PROBLEM ▸ Pull out from the material below all lines with "styles".

SUPPLIED MATERIAL ▸
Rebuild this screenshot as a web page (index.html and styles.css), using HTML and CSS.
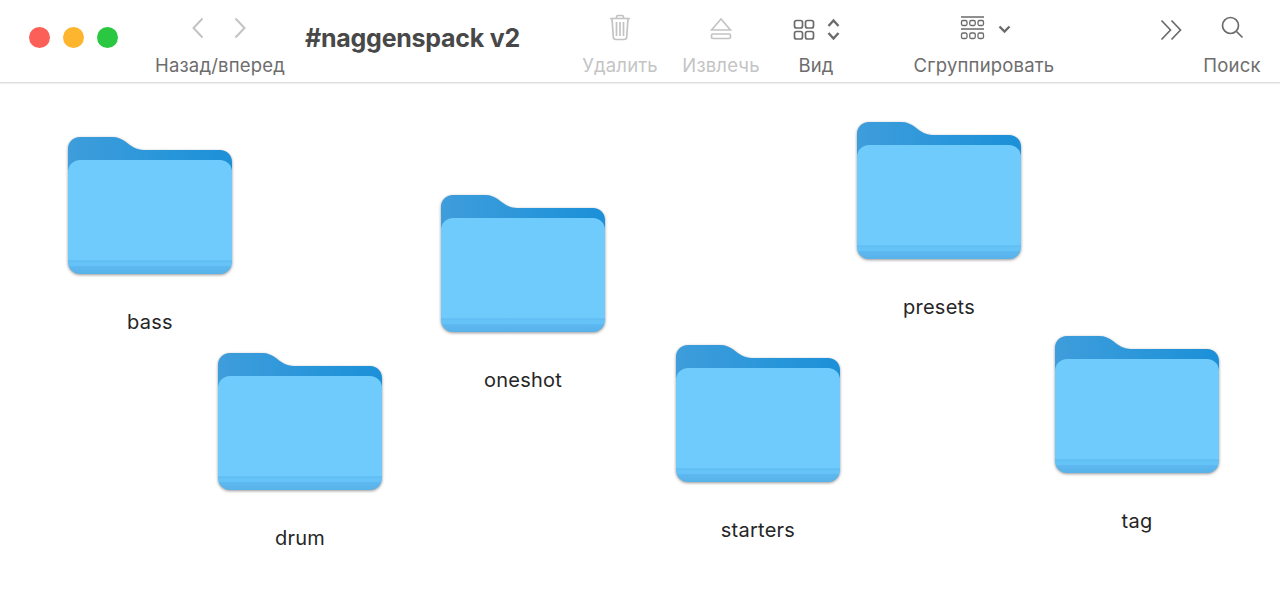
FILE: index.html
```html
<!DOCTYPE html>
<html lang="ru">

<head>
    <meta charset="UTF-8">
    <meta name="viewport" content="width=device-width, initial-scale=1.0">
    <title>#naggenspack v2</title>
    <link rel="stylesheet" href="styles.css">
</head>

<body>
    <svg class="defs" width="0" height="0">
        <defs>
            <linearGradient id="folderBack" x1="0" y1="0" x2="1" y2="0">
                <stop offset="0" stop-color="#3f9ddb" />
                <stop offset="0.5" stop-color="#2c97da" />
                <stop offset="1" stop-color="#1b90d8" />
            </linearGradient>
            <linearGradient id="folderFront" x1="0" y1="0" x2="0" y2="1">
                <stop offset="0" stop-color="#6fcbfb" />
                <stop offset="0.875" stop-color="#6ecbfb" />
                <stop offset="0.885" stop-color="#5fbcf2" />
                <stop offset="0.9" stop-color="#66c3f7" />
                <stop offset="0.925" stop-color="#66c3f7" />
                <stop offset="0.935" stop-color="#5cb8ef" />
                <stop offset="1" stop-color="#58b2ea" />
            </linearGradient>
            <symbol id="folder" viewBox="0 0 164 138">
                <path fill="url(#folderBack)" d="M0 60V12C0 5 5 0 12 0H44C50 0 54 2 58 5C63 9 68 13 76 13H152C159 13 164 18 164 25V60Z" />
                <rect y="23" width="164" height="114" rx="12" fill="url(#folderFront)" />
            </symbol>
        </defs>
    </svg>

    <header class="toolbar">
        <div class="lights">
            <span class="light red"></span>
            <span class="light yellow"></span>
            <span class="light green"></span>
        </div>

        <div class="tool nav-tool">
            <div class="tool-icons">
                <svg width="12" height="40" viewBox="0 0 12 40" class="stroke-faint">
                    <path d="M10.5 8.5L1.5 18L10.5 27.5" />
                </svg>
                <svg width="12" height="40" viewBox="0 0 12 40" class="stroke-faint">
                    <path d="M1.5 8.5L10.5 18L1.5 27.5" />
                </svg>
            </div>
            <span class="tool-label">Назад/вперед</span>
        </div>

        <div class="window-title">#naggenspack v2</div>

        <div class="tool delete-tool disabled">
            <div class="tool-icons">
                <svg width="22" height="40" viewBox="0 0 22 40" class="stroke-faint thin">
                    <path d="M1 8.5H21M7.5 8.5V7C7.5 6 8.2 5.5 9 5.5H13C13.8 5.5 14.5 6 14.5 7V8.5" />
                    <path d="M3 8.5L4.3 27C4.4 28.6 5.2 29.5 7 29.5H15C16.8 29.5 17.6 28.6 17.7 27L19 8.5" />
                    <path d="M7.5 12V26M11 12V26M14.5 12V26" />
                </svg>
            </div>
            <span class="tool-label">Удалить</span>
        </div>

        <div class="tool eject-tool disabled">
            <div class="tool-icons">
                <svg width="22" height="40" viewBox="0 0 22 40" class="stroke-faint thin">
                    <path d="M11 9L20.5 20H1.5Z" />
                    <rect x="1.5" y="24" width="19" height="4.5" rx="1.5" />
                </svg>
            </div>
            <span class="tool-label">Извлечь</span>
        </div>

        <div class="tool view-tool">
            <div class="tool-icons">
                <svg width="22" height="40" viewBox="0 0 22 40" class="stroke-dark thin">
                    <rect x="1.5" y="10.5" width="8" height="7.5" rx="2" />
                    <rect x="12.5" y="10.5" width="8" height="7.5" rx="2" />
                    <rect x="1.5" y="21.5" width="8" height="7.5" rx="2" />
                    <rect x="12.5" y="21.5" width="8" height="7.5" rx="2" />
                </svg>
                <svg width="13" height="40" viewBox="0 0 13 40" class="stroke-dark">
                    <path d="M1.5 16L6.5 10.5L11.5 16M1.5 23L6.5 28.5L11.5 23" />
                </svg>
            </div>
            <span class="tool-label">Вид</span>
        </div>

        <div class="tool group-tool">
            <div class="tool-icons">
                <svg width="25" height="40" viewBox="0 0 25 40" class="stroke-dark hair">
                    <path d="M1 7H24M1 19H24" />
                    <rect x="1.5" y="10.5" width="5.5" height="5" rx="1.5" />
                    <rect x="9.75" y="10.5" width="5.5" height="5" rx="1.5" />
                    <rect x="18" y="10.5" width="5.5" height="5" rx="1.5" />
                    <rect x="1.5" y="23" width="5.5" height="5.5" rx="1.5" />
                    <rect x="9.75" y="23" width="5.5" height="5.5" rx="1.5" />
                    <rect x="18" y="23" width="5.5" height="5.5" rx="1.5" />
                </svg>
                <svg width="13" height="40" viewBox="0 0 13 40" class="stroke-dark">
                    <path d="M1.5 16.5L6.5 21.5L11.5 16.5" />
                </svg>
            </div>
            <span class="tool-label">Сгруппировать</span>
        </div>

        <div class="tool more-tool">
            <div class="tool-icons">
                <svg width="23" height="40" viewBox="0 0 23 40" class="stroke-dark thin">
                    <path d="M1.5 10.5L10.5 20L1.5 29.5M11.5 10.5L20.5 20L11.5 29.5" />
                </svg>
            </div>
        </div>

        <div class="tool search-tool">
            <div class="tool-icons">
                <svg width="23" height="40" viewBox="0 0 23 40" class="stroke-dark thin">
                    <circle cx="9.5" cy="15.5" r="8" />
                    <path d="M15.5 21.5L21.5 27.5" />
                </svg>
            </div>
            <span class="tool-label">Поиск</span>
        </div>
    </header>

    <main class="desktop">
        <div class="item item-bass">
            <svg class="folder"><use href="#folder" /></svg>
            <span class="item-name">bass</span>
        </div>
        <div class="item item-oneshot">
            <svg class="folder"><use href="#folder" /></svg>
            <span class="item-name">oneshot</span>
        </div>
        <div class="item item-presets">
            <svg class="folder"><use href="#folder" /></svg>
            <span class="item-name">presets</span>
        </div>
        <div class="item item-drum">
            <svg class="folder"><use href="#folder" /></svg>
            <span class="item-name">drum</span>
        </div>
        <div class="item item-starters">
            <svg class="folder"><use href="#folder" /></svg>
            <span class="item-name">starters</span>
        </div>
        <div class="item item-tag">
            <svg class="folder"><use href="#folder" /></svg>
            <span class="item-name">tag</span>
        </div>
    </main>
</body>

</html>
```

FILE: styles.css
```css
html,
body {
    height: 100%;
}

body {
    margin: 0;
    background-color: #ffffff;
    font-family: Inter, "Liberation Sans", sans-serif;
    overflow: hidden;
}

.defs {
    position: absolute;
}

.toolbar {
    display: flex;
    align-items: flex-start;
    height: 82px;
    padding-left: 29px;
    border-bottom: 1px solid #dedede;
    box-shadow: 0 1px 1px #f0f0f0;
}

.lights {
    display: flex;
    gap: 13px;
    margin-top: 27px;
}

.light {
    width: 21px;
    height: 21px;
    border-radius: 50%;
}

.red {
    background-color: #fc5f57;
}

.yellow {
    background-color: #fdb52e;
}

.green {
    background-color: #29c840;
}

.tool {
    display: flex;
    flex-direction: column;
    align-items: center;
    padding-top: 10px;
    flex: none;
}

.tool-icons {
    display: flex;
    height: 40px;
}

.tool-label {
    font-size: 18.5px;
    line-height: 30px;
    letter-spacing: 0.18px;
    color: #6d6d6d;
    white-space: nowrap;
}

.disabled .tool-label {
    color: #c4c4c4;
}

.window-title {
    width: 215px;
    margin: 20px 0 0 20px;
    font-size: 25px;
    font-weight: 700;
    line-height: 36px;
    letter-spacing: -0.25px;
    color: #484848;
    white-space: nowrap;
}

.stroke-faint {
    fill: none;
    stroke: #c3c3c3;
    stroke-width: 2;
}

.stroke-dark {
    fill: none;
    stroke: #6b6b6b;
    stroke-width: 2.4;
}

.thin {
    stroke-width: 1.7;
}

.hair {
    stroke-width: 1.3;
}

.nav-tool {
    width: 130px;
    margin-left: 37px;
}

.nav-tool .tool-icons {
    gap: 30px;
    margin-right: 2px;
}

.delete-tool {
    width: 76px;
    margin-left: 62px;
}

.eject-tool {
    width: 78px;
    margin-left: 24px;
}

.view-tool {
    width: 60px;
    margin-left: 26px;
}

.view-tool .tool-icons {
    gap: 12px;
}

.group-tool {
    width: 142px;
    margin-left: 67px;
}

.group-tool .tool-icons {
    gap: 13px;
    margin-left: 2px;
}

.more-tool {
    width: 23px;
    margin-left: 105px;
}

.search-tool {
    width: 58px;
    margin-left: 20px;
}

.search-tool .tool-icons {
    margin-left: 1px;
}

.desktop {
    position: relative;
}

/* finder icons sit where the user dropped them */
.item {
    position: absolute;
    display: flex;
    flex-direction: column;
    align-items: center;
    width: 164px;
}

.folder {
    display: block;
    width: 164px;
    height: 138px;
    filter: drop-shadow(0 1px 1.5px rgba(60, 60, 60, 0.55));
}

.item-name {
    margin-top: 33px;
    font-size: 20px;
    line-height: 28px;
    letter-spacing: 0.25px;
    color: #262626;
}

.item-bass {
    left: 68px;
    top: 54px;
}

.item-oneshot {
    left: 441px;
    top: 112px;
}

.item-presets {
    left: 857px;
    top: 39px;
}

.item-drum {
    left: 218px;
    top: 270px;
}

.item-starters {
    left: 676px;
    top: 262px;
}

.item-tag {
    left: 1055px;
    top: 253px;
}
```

ANSWER IN FULL ▸
Rebuild this screenshot as a web page (index.html and styles.css), using HTML and CSS.
    <link rel="stylesheet" href="styles.css">
FILE: styles.css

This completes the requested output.